I believe what’s best is a return to the traditional role of a small-town newspaper, where the editor is the owner and lives in town and is part of the community. That model has worked for decades in Ketchikan and Sitka, Wrangell and Petersburg, it worked when Jeff Brady owned The Skagway News and it works in Haines with the Chilkat Valley News.
An owner/editor who is active in the community and who knows the community and its residents can best reflect and represent those residents.
So while I am looking for a new editor/reporter for The Skagway News, I am also looking to see if I can find that right person (or couple) to move in, take up residence in Skagway (or maybe who already lives in Skagway), and own and operate the newspaper the same as many other residents own and operate local businesses.
I have enjoyed owning The Skagway News, which I bought in April, and I look forward to my visits to town. But they are just that — visits. I am teaching journalism in Anchorage and not available or interested in moving back into running a newspaper full time at age 68.
I wasn’t planning on turning over the newspaper operation to a new owner this winter, but needing a new editor has accelerated that decision for me. Sometimes, life does not go according to schedule.
As the newspaper business is financially sketchy (not just in small-town Alaska but nationwide), I cannot reasonably expect anyone to pay me much money to buy The Skagway News. That’s OK. Money is not the issue.
I think back to when my late wife and I bought the Wrangell weekly newspaper in 1976 — we were young, eager to learn, settle in a community and do good work.
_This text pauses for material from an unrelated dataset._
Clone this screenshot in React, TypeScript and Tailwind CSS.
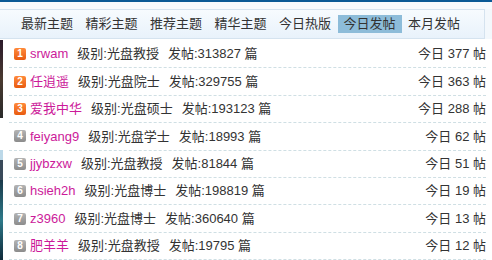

We did not have a lot of money, but the newspaper owner and the town gave us a chance. I want to give that same opportunity to someone with The Skagway News.
You may hear that I am willing to give over the newspaper operation free of charge to the right person or couple. Yes, that is correct. I want someone to get the opportunity to do good things with the paper and for the town. If that means setting them up in business for free, so be it. Quality and longevity of the newspaper is the most important issue.
And if I cannot find that new owner/editor, I’ll maintain my ownership, hire a new reporter/editor, and work with the staff to produce the best newspaper and visitors guide that we can for Skagway.
I wanted you to hear it from me. That’s the job of a small-town newspaper. Everyone’s already heard some version of the news by the time we publish, but our job is to tell them the full and factual story.